Lyft Inc. shares closed slightly higher on Friday, demonstrating resilience despite a prominent Wall Street firm expressing caution about the company's growth trajectory and competitive landscape. The stock advanced 0.7% to $13.47 in U.S. trading, following an analysis from Jefferies that trimmed the price target while keeping a Hold recommendation.
Analyst Downgrade Highlights Core Challenges
Jefferies adjusted its price target for Lyft to $15, down from $15.50, citing two primary headwinds. The firm pointed to a sustained slowdown in U.S. rideshare growth and the accelerating rollout of autonomous vehicle services by Waymo, Alphabet's self-driving unit. This cautious outlook underscores the mounting pressure on Lyft as it navigates a pivotal strategic transition.
The data behind the concern is stark. Jefferies noted that Lyft's U.S. rideshare growth has decelerated for seven consecutive quarters. Year-over-year growth plummeted to 8.5% in the fourth quarter of 2025, a significant drop from the 20% pace recorded in the first quarter of 2024. Even if growth stabilizes at current levels, the brokerage sees a potential 1% to 3% downside risk to Lyft's platform bookings for 2026 and 2027.
The Autonomous Vehicle Threat Materializes
Compounding the growth challenge is the rapid ascent of Waymo. Jefferies highlighted that Waymo's weekly paid rides surged to 450,000 by December 2025, tripling from 150,000 in October 2024. This expansion could shave an estimated 0.4% to 0.6% off Lyft's own bookings growth in the coming years. The competitive dynamic was framed sharply by Morningstar analyst Mark Giarelli, who noted, "The core strategic divide between Uber and Lyft is network depth versus price competition." He observed that Lyft's autonomous vehicle partnership is currently limited to a single arrangement with Waymo in Nashville, whereas Uber has cultivated a broader ecosystem of alliances.
Lyft is actively countering these threats with its own technology initiatives. The company announced earlier in the week a partnership to deploy Nvidia's artificial intelligence tools. This collaboration aims to enhance rider-driver matching algorithms, upgrade mapping systems, and build support infrastructure for future autonomous vehicle fleets. Siddharth Patil, Lyft's head of rideshare and marketplace, described this AI infrastructure as the "backbone of modern mobility."
Competitive Intensity Ramps Up
The strategic battleground intensified with a major move from its primary rival. On Thursday, Uber Technologies announced plans to invest up to $1.25 billion in electric vehicle maker Rivian. The partnership targets the deployment of 10,000 autonomous R2 SUVs, with a rollout beginning in 2028. This investment builds upon Uber's existing web of alliances with companies including Waymo, Baidu, Lucid, and Nvidia, signaling an all-in approach to the future of autonomous ride-hailing.
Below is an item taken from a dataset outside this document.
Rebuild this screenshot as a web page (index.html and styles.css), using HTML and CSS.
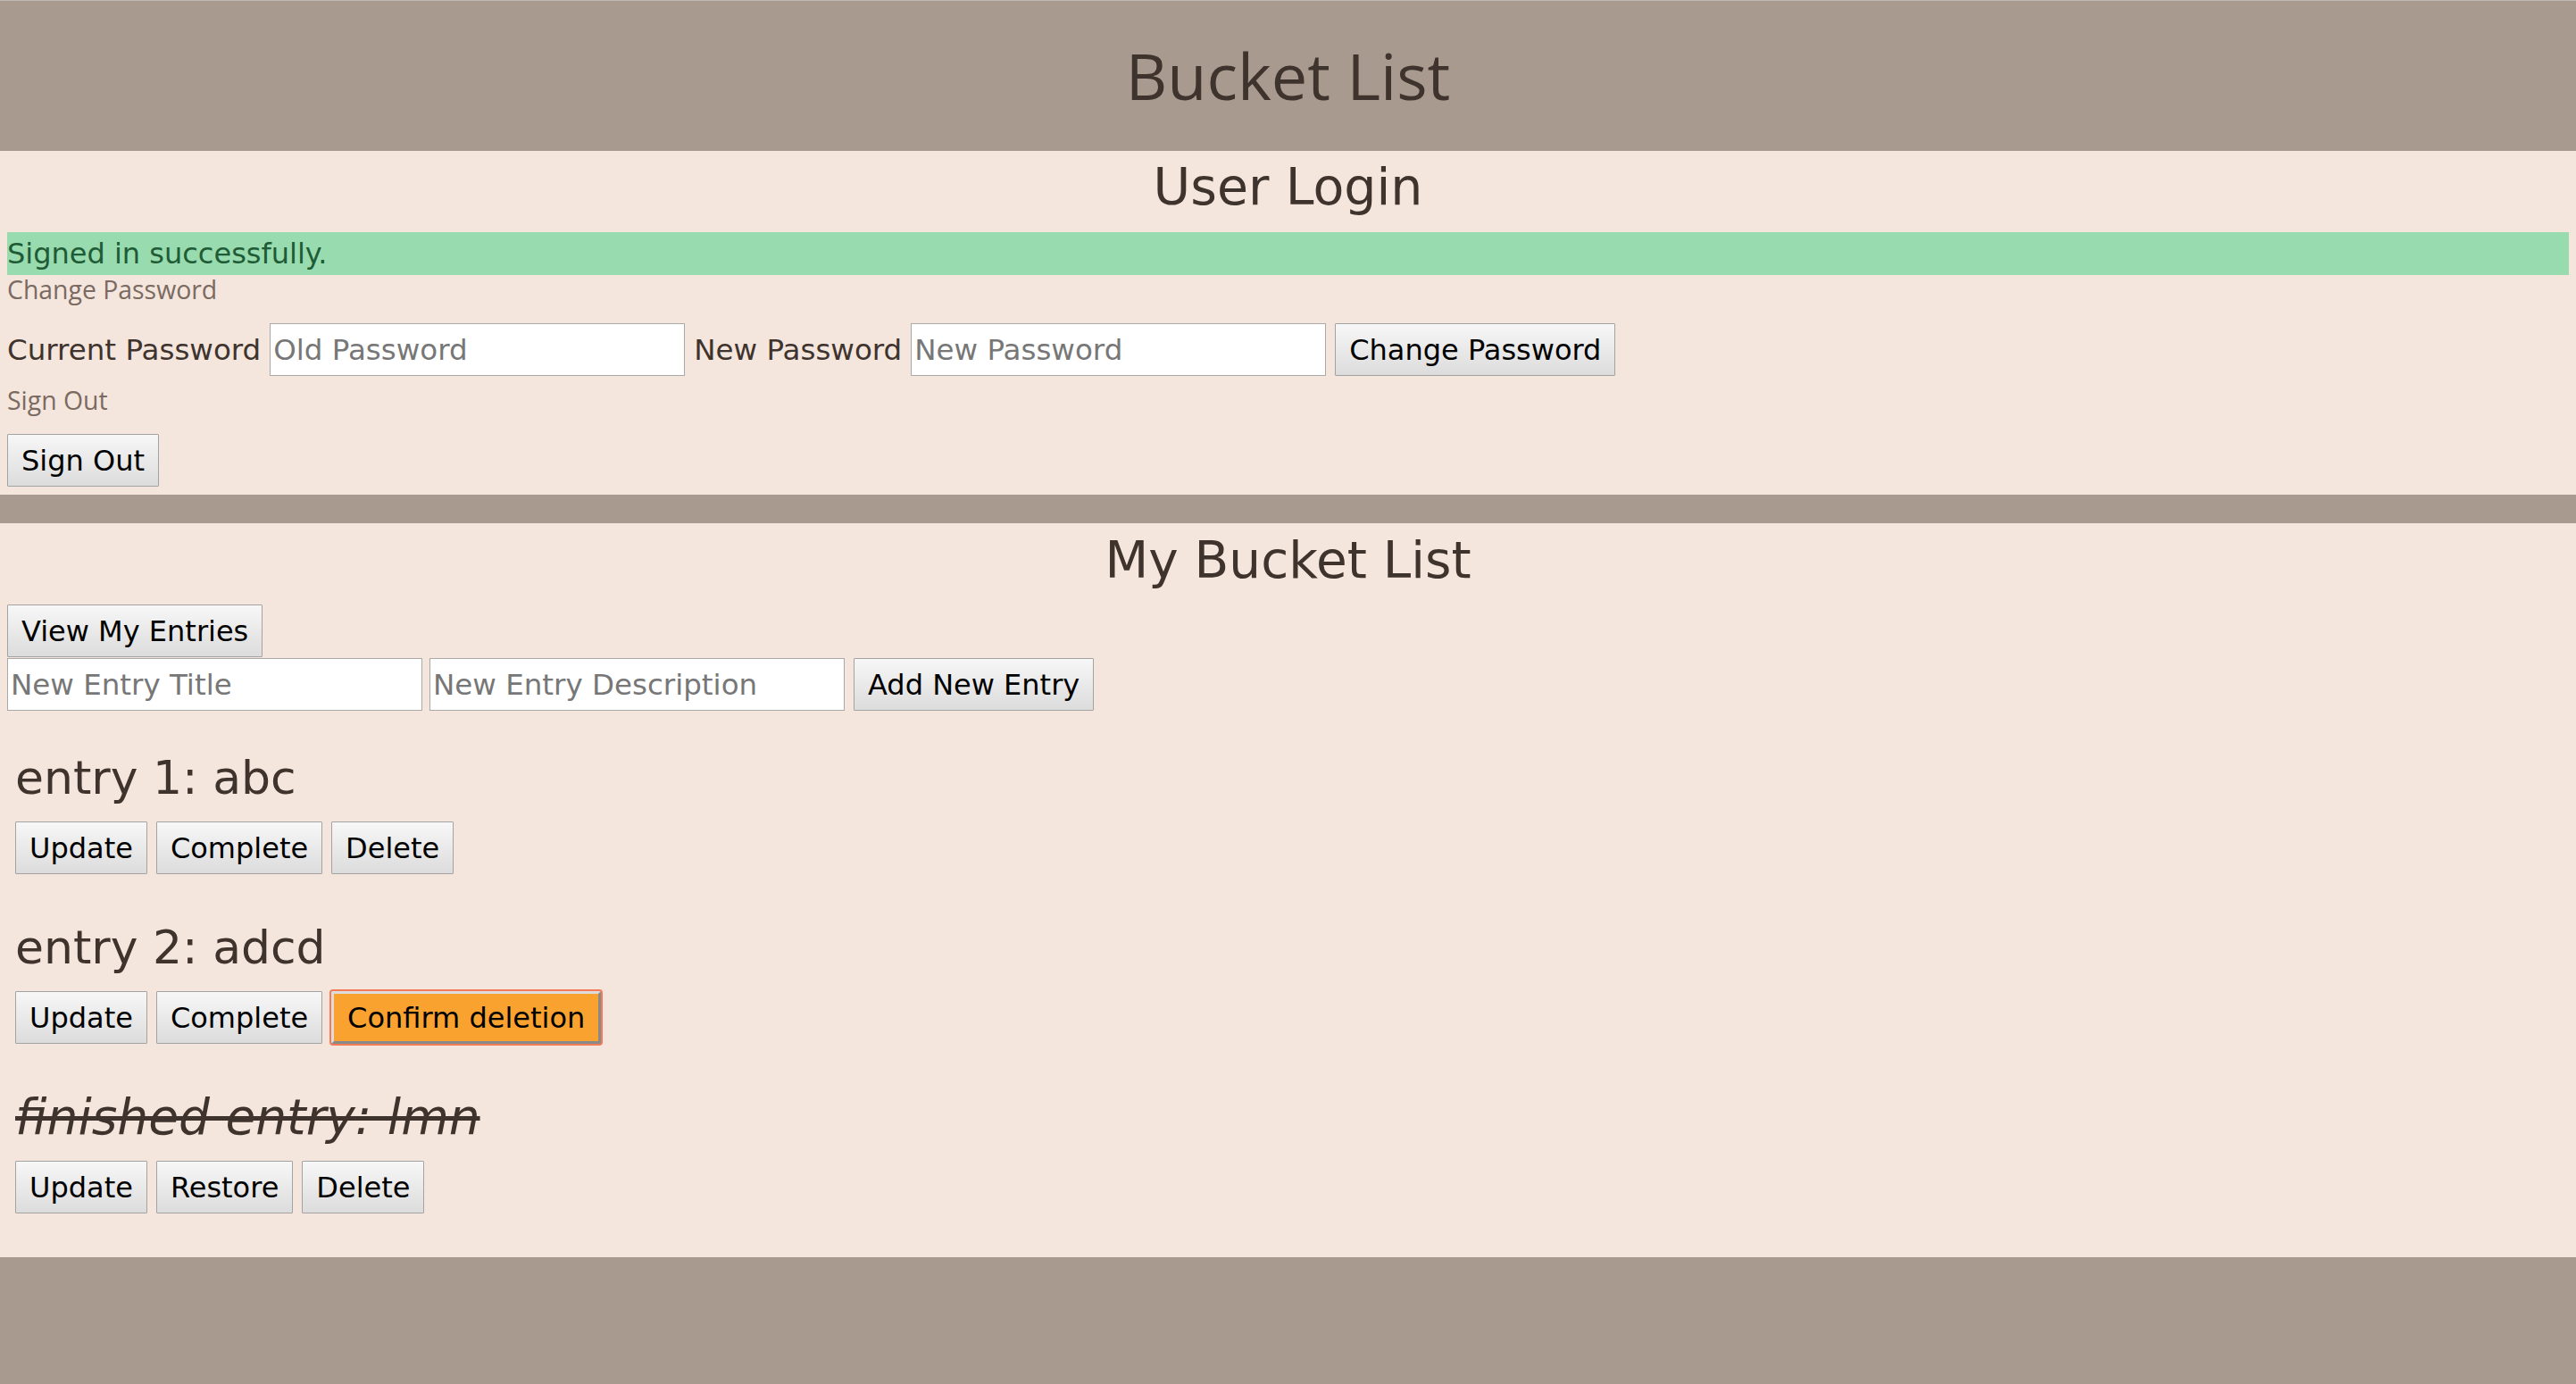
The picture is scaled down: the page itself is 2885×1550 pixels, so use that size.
FILE: index.html
```html
<!DOCTYPE html>
<html lang="en">
<head>
    <meta charset="UTF-8">
    <meta name="viewport" content="width=device-width, initial-scale=1.0">
    <title>Bucket List</title>

    <link rel="stylesheet" href="styles.css">
</head>
<body>

<header class="site-header">
    <h1>Bucket List</h1>
</header>

<section class="panel login">
    <h2>User Login</h2>

    <div class="flash">Signed in successfully.</div>

    <h4 class="form-title">Change Password</h4>
    <form class="inline-form" id="changePasswordForm">
        <label for="oldPassword">Current Password</label>
        <input type="password" id="oldPassword" placeholder="Old Password">
        <label for="newPassword">New Password</label>
        <input type="password" id="newPassword" placeholder="New Password">
        <button type="submit" class="btn">Change Password</button>
    </form>

    <h4 class="form-title signout-title">Sign Out</h4>
    <button class="btn signout">Sign Out</button>
</section>

<section class="panel bucket">
    <h2>My Bucket List</h2>

    <button class="btn view-entries">View My Entries</button>
    <form class="inline-form new-entry" id="newEntryForm">
        <input type="text" id="entryTitle" placeholder="New Entry Title">
        <input type="text" id="entryDescription" placeholder="New Entry Description">
        <button type="submit" class="btn">Add New Entry</button>
    </form>

    <div class="entries">
        <div class="entry">
            <h3>entry 1: abc</h3>
            <div class="actions">
                <button class="btn">Update</button>
                <button class="btn">Complete</button>
                <button class="btn">Delete</button>
            </div>
        </div>

        <div class="entry">
            <h3>entry 2: adcd</h3>
            <div class="actions">
                <button class="btn">Update</button>
                <button class="btn">Complete</button>
                <button class="btn confirm">Confirm deletion</button>
            </div>
        </div>

        <div class="entry finished">
            <h3>finished entry: lmn</h3>
            <div class="actions">
                <button class="btn">Update</button>
                <button class="btn">Restore</button>
                <button class="btn">Delete</button>
            </div>
        </div>
    </div>
</section>

</body>
</html>
```

FILE: styles.css
```css
body {
    margin: 0;
    background-color: #a89a8e;
    color: #3f332d;
    font-family: "DejaVu Sans", sans-serif;
}

/* barra de arriba */
.site-header {
    height: 168px;
    border-top: 1px solid #bfbab6;
    text-align: center;
}

.site-header h1 {
    margin: 0;
    font-family: "Open Sans", sans-serif;
    font-weight: normal;
    font-size: 72px;
    line-height: 166px;
}

.panel {
    background-color: #f4e6dd;
    padding: 0 8px;
}

.panel h2 {
    margin: 0;
    text-align: center;
    font-weight: normal;
}

.login {
    padding-bottom: 9px;
}

.login h2 {
    font-size: 57px;
    line-height: 81px;
}

.flash {
    margin-top: 10px;
    height: 48px;
    line-height: 48px;
    background-color: #98dbae;
    color: #1e5b36;
    font-size: 32px;
}

.form-title {
    margin: 0;
    font-family: "Open Sans", sans-serif;
    font-weight: normal;
    font-size: 28.4px;
    line-height: 32px;
    color: #7a6a62;
}

.signout-title {
    margin-top: 11px;
}

.inline-form {
    display: flex;
    align-items: center;
    gap: 10px;
    height: 59px;
    margin-top: 22px;
    font-size: 32.5px;
}

.inline-form label {
    color: #3f332d;
}

.inline-form input {
    box-sizing: border-box;
    width: 465px;
    height: 59px;
    margin: 0;
    padding: 0 3px;
    border: 1px solid #a9a9a9;
    background-color: #ffffff;
    font-family: "DejaVu Sans", sans-serif;
    font-size: 32.5px;
    color: #222222;
}

.inline-form input::placeholder {
    color: #777777;
}

.btn {
    box-sizing: border-box;
    height: 59px;
    margin: 0;
    padding: 0 15px;
    border: 1px solid #a3a3a3;
    border-radius: 1px;
    background: linear-gradient(#f7f7f7, #dcdcdc);
    font-family: "DejaVu Sans", sans-serif;
    font-size: 32px;
    color: #000000;
    cursor: pointer;
}

.signout {
    display: block;
    margin-top: 22px;
}

/* franja gris entre las dos secciones */
.bucket {
    margin-top: 32px;
    padding-bottom: 49px;
}

.bucket h2 {
    font-size: 56.5px;
    line-height: 84px;
}

.view-entries {
    display: block;
    margin-top: 7px;
}

.new-entry {
    margin-top: 1px;
    gap: 8px;
}

.new-entry .btn {
    margin-left: 2px;
}

.entry {
    padding: 0 9px;
    margin-top: 51px;
}

.entry:first-child {
    margin-top: 44px;
}

.entry h3 {
    margin: 0 0 18px 0;
    font-weight: normal;
    font-size: 52px;
    line-height: 62px;
}

.entry.finished h3 {
    font-style: italic;
    font-size: 55px;
    text-decoration: line-through;
}

.actions {
    display: flex;
    gap: 10px;
}

/* boton de confirmar borrado */
.btn.confirm {
    border: 3px solid;
    border-color: #dcdcdc #8a8a8a #8a8a8a #dcdcdc;
    background: #f9a230;
    box-shadow: 0 0 0 2px #f47a58;
    border-radius: 2px;
}
```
For Lyft, the pressure is now to demonstrate that its new partnerships translate into tangible demand growth rather than merely improving its strategic narrative. Reflecting this skepticism, Jefferies also reduced its 2027 bookings and EBITDA estimates for Lyft, placing them 3% and 7%, respectively, below the broader analyst consensus. The firm's new price target rests only marginally above the stock's Friday closing price.
Financial Performance and Investor Scrutiny
These concerns are not entirely new. In February, Lyft issued a first-quarter adjusted core profit forecast that fell short of expectations, attributing the weakness to severe winter weather and elevated seasonal costs. The company also reported an unexpected operating loss for 2025, which triggered a 16% after-hours stock decline—even as it announced a substantial $1 billion share repurchase program. Commenting at the time, Andrew Rocco, a stock strategist at Zacks Investment Research, observed, "Uber, Lyft's main competitor, is growing earnings much faster than Lyft."
Despite the challenges, Lyft is not without strengths. The company delivered record financial results for both the fourth quarter and the full year 2025, generating $1.12 billion in free cash flow. Management has reiterated that its long-term 2027 financial goals remain achievable. However, the analyst community remains guarded. Jefferies maintained its Hold rating, and a separate note from Morningstar on Friday emphasized that investors are seeking clearer signals of an acceleration in U.S. ride-hailing demand before becoming more bullish on the stock's prospects.
The path forward for Lyft involves a delicate balance: managing a core business facing growth headwinds while investing heavily in AI and autonomous technology to avoid being left behind in the industry's next evolution. Its ability to prove the commercial viability of its new tech partnerships, particularly against the deep-pocketed competition from Uber and Waymo, will likely determine its standing in the years ahead.